Barriers to development range from the lack of infrastructure to the public sector’s low understanding of eco-tourism to the high risk of failure. The latter is perhaps the greatest threat: Most eco-lodges are small and mid-sized enterprises that face an 80% failure rate. In addition, tourism is highly correlated with the political stability and security of a region, a particularly tricky issue to address amid the volatility of the Middle East.
Pointing the Way
While Siwa’s environmental impact – negative or positive – is open to debate, it’s hard to argue with the fact that Neamatalla has created a new and sustainable model for tourism development in the Middle East. But how much of EQI’s success is personality driven? The lodge is essentially synonymous with the larger-than-life personality of its founder. Erudite and charming, Neamatalla – who received a PhD in environmental health and quality management from Columbia University – mesmerizes guests in fluent English, French and Arabic with his vast knowledge of philosophy, economics and politics. It’s also not unusual to find him on walks in Siwa or in deep discussion with the lodge’s staff, offering his advice as well as getting their feedback. In addition, he is well-connected, counting ambassadors, billionaire businessmen and artists – Siwa’s target clientele – as friends and associates. In other words, Neamatalla is a tourist attraction in his own right.
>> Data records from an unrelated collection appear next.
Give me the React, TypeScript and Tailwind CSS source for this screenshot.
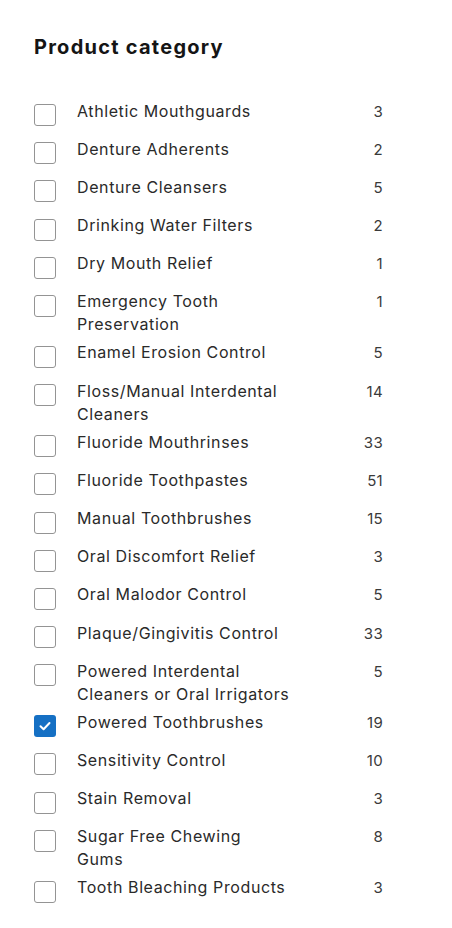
import React from "react";

type Item = { lines: string[]; count: number; checked?: boolean };

const items: Item[] = [
  { lines: ["Athletic Mouthguards"], count: 3 },
  { lines: ["Denture Adherents"], count: 2 },
  { lines: ["Denture Cleansers"], count: 5 },
  { lines: ["Drinking Water Filters"], count: 2 },
  { lines: ["Dry Mouth Relief"], count: 1 },
  { lines: ["Emergency Tooth", "Preservation"], count: 1 },
  { lines: ["Enamel Erosion Control"], count: 5 },
  { lines: ["Floss/Manual Interdental", "Cleaners"], count: 14 },
  { lines: ["Fluoride Mouthrinses"], count: 33 },
  { lines: ["Fluoride Toothpastes"], count: 51 },
  { lines: ["Manual Toothbrushes"], count: 15 },
  { lines: ["Oral Discomfort Relief"], count: 3 },
  { lines: ["Oral Malodor Control"], count: 5 },
  { lines: ["Plaque/Gingivitis Control"], count: 33 },
  { lines: ["Powered Interdental", "Cleaners or Oral Irrigators"], count: 5 },
  { lines: ["Powered Toothbrushes"], count: 19, checked: true },
  { lines: ["Sensitivity Control"], count: 10 },
  { lines: ["Stain Removal"], count: 3 },
  { lines: ["Sugar Free Chewing", "Gums"], count: 8 },
  { lines: ["Tooth Bleaching Products"], count: 3 },
];

function Box({ checked }: { checked?: boolean }) {
  return (
    <div className="h-[33.2px] w-[22px] shrink-0 pt-[4.5px]">
      {checked ? (
        <div className="flex h-[22px] w-[22px] items-center justify-center rounded-[3px] bg-[#1570c4]">
          <svg width="14" height="14" viewBox="0 0 14 14" fill="none">
            <path d="M2.5 7.2 L5.6 10.2 L11.5 4" stroke="white" strokeWidth="2" strokeLinecap="round" strokeLinejoin="round" />
          </svg>
        </div>
      ) : (
        <div className="h-[22px] w-[22px] rounded-[3px] border-[1.5px] border-[#949494] bg-white" />
      )}
    </div>
  );
}

export default function App() {
  return (
    <div
      className="min-h-[928px] w-[452px] bg-white pl-[34px] pt-[33px]"
      style={{ fontFamily: "Inter, 'Open Sans', sans-serif" }}
    >
      <h2 className="h-[28px] text-[20px] font-bold leading-[28px] tracking-[1.25px] text-[#151515]">
        Product category
      </h2>
      <ul className="mt-[38.5px] flex w-[349px] flex-col gap-[5px]">
        {items.map((it, i) => (
          <li key={i} className="flex items-start">
            <Box checked={it.checked} />
            <div className="ml-[21px] flex-1 text-[16px] leading-[23px] tracking-[0.6px] text-[#2a2a2a]">
              {it.lines.map((l, j) => (
                <div key={j} className="whitespace-nowrap">
                  {l}
                </div>
              ))}
            </div>
            <div className="w-[40px] text-right text-[15px] leading-[23px] tracking-[0.3px] text-[#3a3a3a]">
              {it.count}
            </div>
          </li>
        ))}
      </ul>
    </div>
  );
}
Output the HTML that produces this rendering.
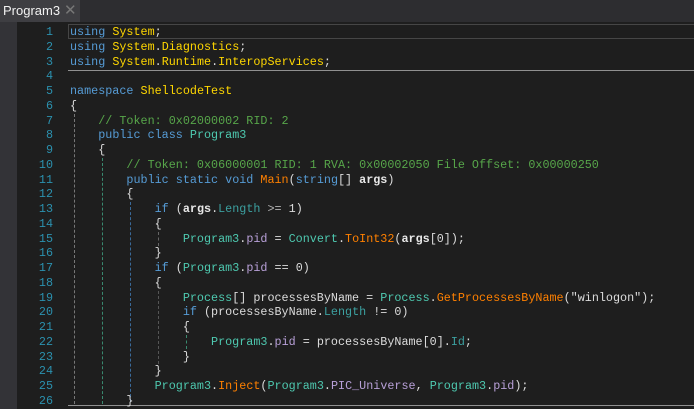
<!DOCTYPE html>
<html><head><meta charset="utf-8"><style>
body{margin:0;width:694px;height:409px;background:#1e1e1e;overflow:hidden;position:relative;font-family:"Liberation Mono",monospace;}
.bar{position:absolute;left:0;top:0;width:694px;height:22px;background:#2d2d30;}
.tab{position:absolute;left:0;top:0;width:80px;height:22px;background:#3e3e42;color:#f1f1f1;font:13px "Liberation Sans",sans-serif;line-height:22px;}
.tab span{position:absolute;left:3px}
.tab b{position:absolute;left:64px;top:0;color:#777;font-weight:normal;font-size:15px}
.strip{position:absolute;left:0;top:22px;width:17px;height:387px;background:#333337;}
.nums{position:absolute;left:17px;top:25px;width:36px;text-align:right;color:#2b91af;font-size:11.75px;line-height:14.75px;white-space:pre;}
.code{position:absolute;left:70px;top:25px;color:#dcdcdc;font-size:11.75px;line-height:14.75px;white-space:pre;margin:0;}
.k{color:#569cd6}.t{color:#ffd700}.c{color:#57a64a}.n{color:#4ec9b0}.m{color:#ff8000}.p{color:#b8a0d8}.l{color:#3ca0a0}.b{font-weight:bold;color:#e8e8e8}.o{color:#b4b4b4}
.hl{position:absolute;left:68px;top:24px;width:630px;height:13px;border:1px solid #464646;}
.sep{position:absolute;left:68px;width:626px;height:1px;background:#909090;}
.g{position:absolute;width:0;border-left:1px dashed;}
</style></head><body>
<div class="bar"></div>
<div class="tab"><span>Program3</span><b>✕</b></div>
<div class="strip"></div>
<div class="hl"></div>
<div class="sep" style="top:70px"></div>
<div class="sep" style="top:405px"></div>
<div class="g" style="left:74px;top:114px;height:290px;border-color:#777"></div>
<div class="g" style="left:102px;top:158px;height:246px;border-color:#3a8a70"></div>
<div class="g" style="left:130px;top:202px;height:200px;border-color:#3a6a9a"></div>
<div class="g" style="left:158px;top:232px;height:14px;border-color:#666"></div>
<div class="g" style="left:158px;top:291px;height:73px;border-color:#555"></div>
<div class="g" style="left:186px;top:335px;height:14px;border-color:#3a8a70"></div>
<div class="nums">1
2
3
4
5
6
7
8
9
10
11
12
13
14
15
16
17
18
19
20
21
22
23
24
25
26</div>
<pre class="code"><span class="k">using</span> <span class="t">System</span>;
<span class="k">using</span> <span class="t">System</span>.<span class="t">Diagnostics</span>;
<span class="k">using</span> <span class="t">System</span>.<span class="t">Runtime</span>.<span class="t">InteropServices</span>;

<span class="k">namespace</span> <span class="t">ShellcodeTest</span>
{
    <span class="c">// Token: 0x02000002 RID: 2</span>
    <span class="k">public class</span> <span class="n">Program3</span>
    {
        <span class="c">// Token: 0x06000001 RID: 1 RVA: 0x00002050 File Offset: 0x00000250</span>
        <span class="k">public static void</span> <span class="m">Main</span>(<span class="k">string</span>[] <span class="b">args</span>)
        {
            <span class="k">if</span> (<span class="b">args</span>.<span class="l">Length</span> <span class="o">&gt;=</span> 1)
            {
                <span class="n">Program3</span>.<span class="p">pid</span> = <span class="n">Convert</span>.<span class="m">ToInt32</span>(<span class="b">args</span>[0]);
            }
            <span class="k">if</span> (<span class="n">Program3</span>.<span class="p">pid</span> == 0)
            {
                <span class="n">Process</span>[] processesByName = <span class="n">Process</span>.<span class="m">GetProcessesByName</span>("winlogon");
                <span class="k">if</span> (processesByName.<span class="l">Length</span> != 0)
                {
                    <span class="n">Program3</span>.<span class="p">pid</span> = processesByName[0].<span class="l">Id</span>;
                }
            }
            <span class="n">Program3</span>.<span class="m">Inject</span>(<span class="n">Program3</span>.<span class="p">PIC_Universe</span>, <span class="n">Program3</span>.<span class="p">pid</span>);
        }</pre>
</body></html>
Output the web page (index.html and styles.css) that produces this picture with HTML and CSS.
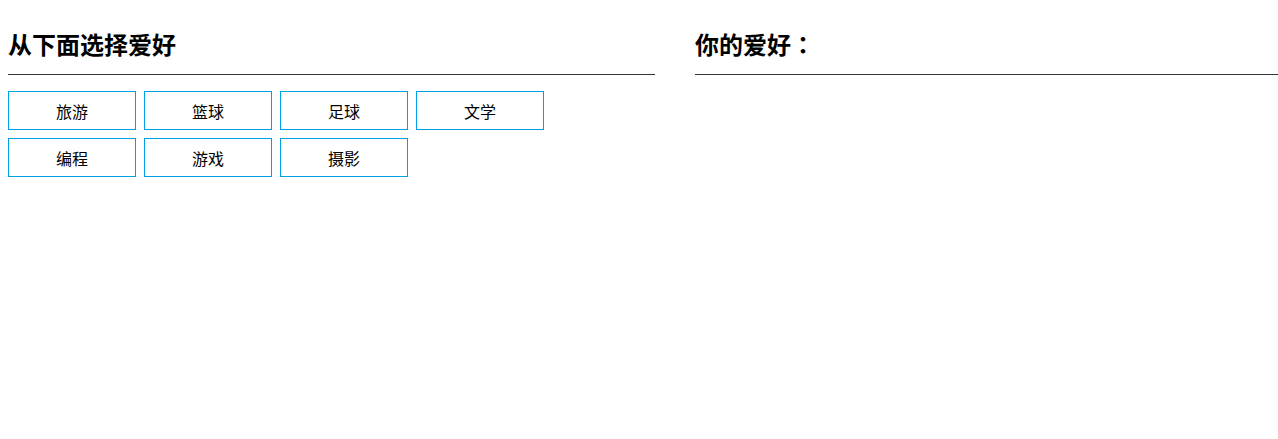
FILE: index.html
```html
<!DOCTYPE html>
<html>
<head>
<meta charset="utf-8">
<link rel="stylesheet" href="styles.css">
</head>
<body>
<div class="wrap">
  <section class="col left">
    <h2 class="title">从下面选择爱好</h2>
    <div class="tags">
      <div class="tag">旅游</div>
      <div class="tag">篮球</div>
      <div class="tag">足球</div>
      <div class="tag">文学</div>
      <div class="tag">编程</div>
      <div class="tag">游戏</div>
      <div class="tag">摄影</div>
    </div>
  </section>
  <section class="col right">
    <h2 class="title">你的爱好<span class="colon">：</span></h2>
  </section>
</div>
</body>
</html>
```
FILE: styles.css
```css
html, body { margin: 0; padding: 0; background: #fff; }
body {
  font-family: "Noto Sans CJK SC", "Liberation Sans", sans-serif;
  color: #000;
  padding: 8px 0 0 8px;
  overflow: hidden;
}
.wrap { display: flex; gap: 40px; }
.left { width: 647px; flex: none; }
.right { width: 583px; flex: none; }
.title {
  margin: 20px 0 0;
  font-size: 24px;
  line-height: 32px;
  font-weight: bold;
  padding-bottom: 14px;
  border-bottom: 1px solid #333;
}
.colon { font-family: "Noto Sans CJK TC", sans-serif; }
.tags {
  margin-top: 16px;
  display: flex;
  flex-wrap: wrap;
  gap: 8px;
  width: 544px;
}
.tag {
  box-sizing: border-box;
  width: 128px;
  height: 39px;
  border: 1px solid #00a0e9;
  display: flex;
  align-items: center;
  justify-content: center;
  font-size: 16px;
}
```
If awareness about the environment is slowly changing in the Middle East, Neamatalla, with his extensive network, is surely one of the reasons why. Government and popular support for environmental sustainability in the region must change before Siwa’s success can be replicated. Unfortunately, the oasis is not enjoyed by a broad enough cross-section of Egyptian society to drive meaningful change in public attitudes. But there are signs that these attitudes are changing and that Siwa can be a model for future eco-tourisms ventures.